## Instructions for the task:
Count lines with "styles" in them. Report only the total.
--- start of Data extract ---
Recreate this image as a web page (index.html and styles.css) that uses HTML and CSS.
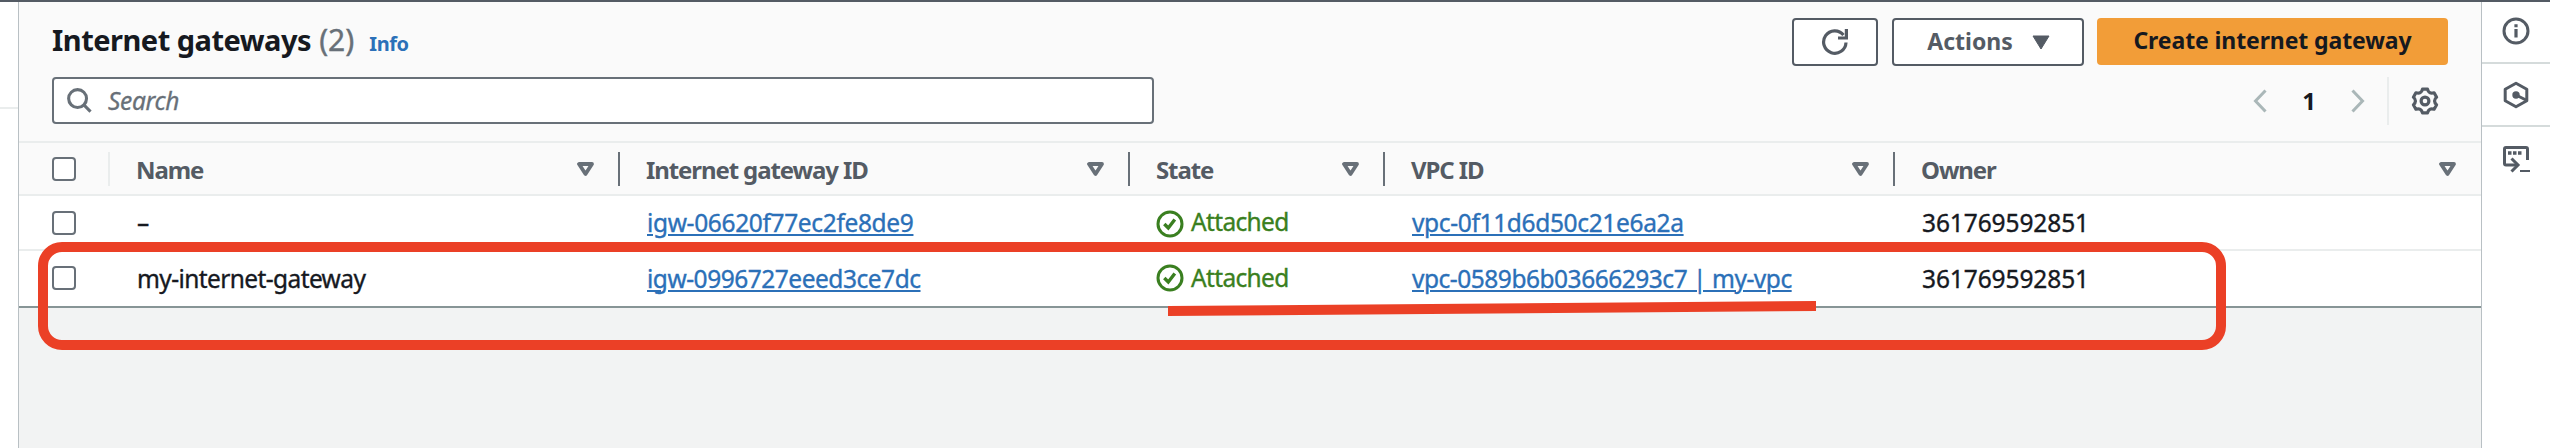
FILE: index.html
```html
<!DOCTYPE html>
<html lang="en">
<head>
<meta charset="utf-8">
<title>Internet gateways</title>
<link rel="stylesheet" href="styles.css">
</head>
<body>
<div class="app">
  <div class="side-nav"><div class="side-nav-line"></div></div>
  <main class="main">
    <section class="panel-head">
      <div class="title-row">
        <h1 class="title"><span class="title-name">Internet gateways</span><span class="count">(2)</span><a class="info">Info</a></h1>
        <div class="actions">
          <button class="btn btn-refresh"><svg width="28" height="28" viewBox="0 0 28 28"><path d="M25 14.5A11.2 11.2 0 1 1 22.500 7" fill="none" stroke="#545b64" stroke-width="3.2"/><path d="M25.4 1v9H17" fill="none" stroke="#545b64" stroke-width="3.200"/></svg></button>
          <button class="btn btn-menu"><span>Actions</span><svg width="18" height="15" viewBox="0 0 18 15"><path d="M1 1h16L9 14z" fill="#545b64" stroke="#545b64" stroke-linejoin="round"/></svg></button>
          <button class="btn-primary">Create internet gateway</button>
        </div>
      </div>
      <div class="filter-row">
        <div class="search"><svg width="25" height="25" viewBox="0 0 26 26" fill="none" stroke="#687078" stroke-width="3.200"><circle cx="11" cy="11" r="9.3"/><path d="M17.5 17.5l7 7"/></svg><span class="placeholder">Search</span></div>
        <div class="pager">
          <svg width="14" height="24" viewBox="0 0 14 24"><path d="M12.5 1.5L2.5 12l10 10.500" fill="none" stroke="#aab7b8" stroke-width="3"/></svg>
          <span class="page">1</span>
          <svg width="14" height="24" viewBox="0 0 14 24"><path d="M1.500 1.500L11.500 12l-10 10.500" fill="none" stroke="#aab7b8" stroke-width="3"/></svg>
          <span class="pager-line"></span>
          <svg width="28" height="28" viewBox="0 0 28 28" fill="none" stroke="#545b64" stroke-width="3.200" stroke-linejoin="round"><circle cx="14" cy="14" r="3.900"/><path d="M11.500 2.100H16.500Q17.750 7.500 23.100 5.800L25.600 10.200Q21.500 14 25.600 17.800L23.100 22.200Q17.750 20.500 16.500 25.900H11.500Q10.250 20.500 4.900 22.200L2.400 17.800Q6.500 14 2.400 10.200L4.900 5.800Q10.250 7.500 11.500 2.100z"/></svg>
        </div>
      </div>
    </section>
    <div class="table">
      <div class="row header">
        <div class="check"><i class="box"></i></div>
        <div class="cell"><span>Name</span><svg class="sort" viewBox="0 0 17 15"><path d="M2 2h13L8.500 12z"/></svg></div>
        <div class="cell"><span>Internet gateway ID</span><svg class="sort" viewBox="0 0 17 15"><path d="M2 2h13L8.500 12z"/></svg></div>
        <div class="cell"><span>State</span><svg class="sort" viewBox="0 0 17 15"><path d="M2 2h13L8.500 12z"/></svg></div>
        <div class="cell"><span>VPC ID</span><svg class="sort" viewBox="0 0 17 15"><path d="M2 2h13L8.500 12z"/></svg></div>
        <div class="cell"><span>Owner</span><svg class="sort" viewBox="0 0 17 15"><path d="M2 2h13L8.500 12z"/></svg></div>
      </div>
      <div class="row first">
        <div class="check"><i class="box"></i></div>
        <div class="cell"><span>–</span></div>
        <div class="cell"><a class="link">igw-06620f77ec2fe8de9</a></div>
        <div class="cell state"><svg width="28" height="28" viewBox="0 0 28 28" fill="none" stroke-width="3"><circle cx="14" cy="14" r="12"/><path d="M8.300 14l4 4L18.800 9.500" stroke-width="3.400"/></svg><span>Attached</span></div>
        <div class="cell"><a class="link">vpc-0f11d6d50c21e6a2a</a></div>
        <div class="cell"><span class="num">361769592851</span></div>
      </div>
      <div class="row last">
        <div class="check"><i class="box"></i></div>
        <div class="cell"><span class="name">my-internet-gateway</span></div>
        <div class="cell"><a class="link">igw-0996727eeed3ce7dc</a></div>
        <div class="cell state"><svg width="28" height="28" viewBox="0 0 28 28" fill="none" stroke-width="3"><circle cx="14" cy="14" r="12"/><path d="M8.300 14l4 4L18.800 9.500" stroke-width="3.400"/></svg><span>Attached</span></div>
        <div class="cell"><a class="link">vpc-0589b6b03666293c7 | my-vpc</a></div>
        <div class="cell"><span class="num">361769592851</span></div>
      </div>
    </div>
  </main>
  <aside class="rail">
    <div class="tool"><svg width="28" height="28" viewBox="0 0 28 28" fill="none" stroke="#545b64" stroke-width="3"><circle cx="14" cy="14" r="12"/><path d="M14 7.200v3M14 12v8.500" stroke-width="3.200"/></svg></div>
    <div class="tool"><svg width="28" height="28" viewBox="0 0 28 28" fill="none" stroke="#545b64" stroke-width="3" stroke-linejoin="round"><path d="M14 2.200l10.800 6v11.600L14 25.800l-10.800-6V8.200z"/><circle cx="14" cy="14" r="3.700" fill="#545b64" stroke="none"/><path d="M14 14l10 5"/></svg></div>
    <div class="tool"><svg width="28" height="28" viewBox="0 0 28 28" fill="none" stroke="#545b64" stroke-width="3"><path d="M15 20H4a1.500 1.500 0 0 1-1.500-1.500V4A1.500 1.500 0 0 1 4 2.500h20A1.500 1.500 0 0 1 25.500 4v11"/><path d="M9.500 13.500l6.500 6.500-6.500 6.500"/><path d="M6 8h3.500M11 8h3.500M16 8h3.500" stroke-width="3.400"/><path d="M18 26h10" stroke-width="2"/></svg></div>
  </aside>
</div>
<div class="mark-box"></div>
<svg class="mark-line" width="648" height="15" viewBox="0 0 648 15"><path d="M0 5L648 0V10L0 15z" fill="#eb4026"/></svg>
</body>
</html>
```
FILE: styles.css
```css
* { box-sizing: border-box; }
body { margin: 0; font-family: "Noto Sans", sans-serif; font-size: 24.5px; color: #16191f; overflow: hidden; }
svg { flex: none; }
.app { display: flex; width: 2550px; height: 448px; border-top: 2px solid #545b64; background: #f2f3f3; }
.side-nav { width: 19px; background: #fff; border-right: 1px solid #b9c0c4; padding-top: 105px; }
.side-nav-line { height: 2px; background: #eaeded; }
.main { width: 2462px; }
.panel-head { height: 139px; padding: 16px 33px 0; background: #fafafa; }
.title-row { display: flex; justify-content: space-between; height: 48px; }
.title { margin: 0; display: flex; align-items: baseline; font-size: 29px; line-height: 44px; }
.title-name { letter-spacing: -0.5px; }
.count { margin-left: 8px; color: #687078; font-weight: 400; font-size: 30px; -webkit-text-stroke: 0.4px; }
.info { margin-left: 15px; color: #2b70b8; font-size: 20px; letter-spacing: -0.4px; }
.actions { display: flex; gap: 14px; }
.btn, .btn-primary { display: flex; align-items: center; justify-content: center; height: 48px; margin: 0; padding: 0 0 3px; border: 2px solid #545b64; border-radius: 4px; background: #fff; color: #545b64; font: bold 23px "Noto Sans", sans-serif; }
.btn-refresh { width: 86px; padding: 0; }
.btn-menu { width: 192px; gap: 19px; padding-left: 1px; }
.btn-menu svg { margin-top: 3px; }
.btn-primary { width: 351px; height: 47px; margin-left: -1px; border: 0; background: #f29d38; color: #16191f; letter-spacing: -0.1px; }
.filter-row { display: flex; justify-content: space-between; margin-top: 11px; }
.search { display: flex; align-items: center; width: 1102px; height: 47px; padding: 0 13px; border: 2px solid #687078; border-radius: 4px; background: #fff; }
.placeholder { margin-left: 16px; color: #687078; font-style: italic; letter-spacing: -0.3px; -webkit-text-stroke: 0.3px; }
.pager { display: flex; align-items: center; height: 47px; padding-right: 9px; }
.page { width: 84px; text-align: center; font-weight: 700; font-size: 24px; }
.pager-line { width: 2px; height: 48px; margin: 0 22px; background: #eaeded; }
.row { display: grid; grid-template-columns: 91px 510px 510px 255px 510px 586px; background: #fff; -webkit-text-stroke: 0.35px; }
.check { display: flex; align-items: center; padding-left: 33px; }
.box { width: 24px; height: 24px; border: 2px solid #687078; border-radius: 4px; background: #fff; }
.cell { display: flex; align-items: center; padding-left: 27px; }
.header { height: 55px; border-top: 2px solid #eaeded; border-bottom: 2px solid #eaeded; background: #fafafa; color: #545b64; font-size: 24px; font-weight: 700; letter-spacing: -1.1px; -webkit-text-stroke: 0; }
.header .check, .header .cell { height: 34px; margin-top: 9px; border-right: 2px solid #687078; }
.header .check { border-color: #eaeded; }
.header .cell { justify-content: space-between; padding-left: 26px; padding-right: 24px; }
.header .cell:last-child { border: 0; padding-right: 25px; }
.sort { width: 17px; height: 15px; fill: none; stroke: #687078; stroke-width: 3.8; stroke-linejoin: round; }
.first { height: 55px; border-bottom: 2px solid #eaeded; }
.last { height: 57px; padding-bottom: 1px; border-bottom: 2px solid #879596; }
.link { color: #2b70b8; text-decoration: underline; text-decoration-thickness: 2px; text-underline-offset: 2px; letter-spacing: -0.35px; }
.last .link { letter-spacing: -0.48px; }
.name { letter-spacing: -0.6px; }
.num { letter-spacing: -0.1px; }
.state { color: #3a7f20; letter-spacing: -0.65px; }
.state svg { stroke: #3a7f20; margin-left: -1px; margin-right: 7px; }
.first .state svg { margin-top: 3px; }
.state span { padding-bottom: 2px; }
.rail { width: 69px; border-left: 1px solid #b9c0c4; background: #fff; }
.tool { display: flex; align-items: center; justify-content: center; height: 63px; border-bottom: 2px solid #d5dbdb; }
.tool:first-child { height: 62px; padding-bottom: 3px; }
.tool:last-child { border: 0; }
.mark-box { position: absolute; left: 38px; top: 242px; width: 2188px; height: 108px; border: 10px solid #eb4026; border-radius: 24px; }
.mark-line { position: absolute; left: 1168px; top: 301px; }
```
--- end of Data extract ---
## Answer to the exercise:
3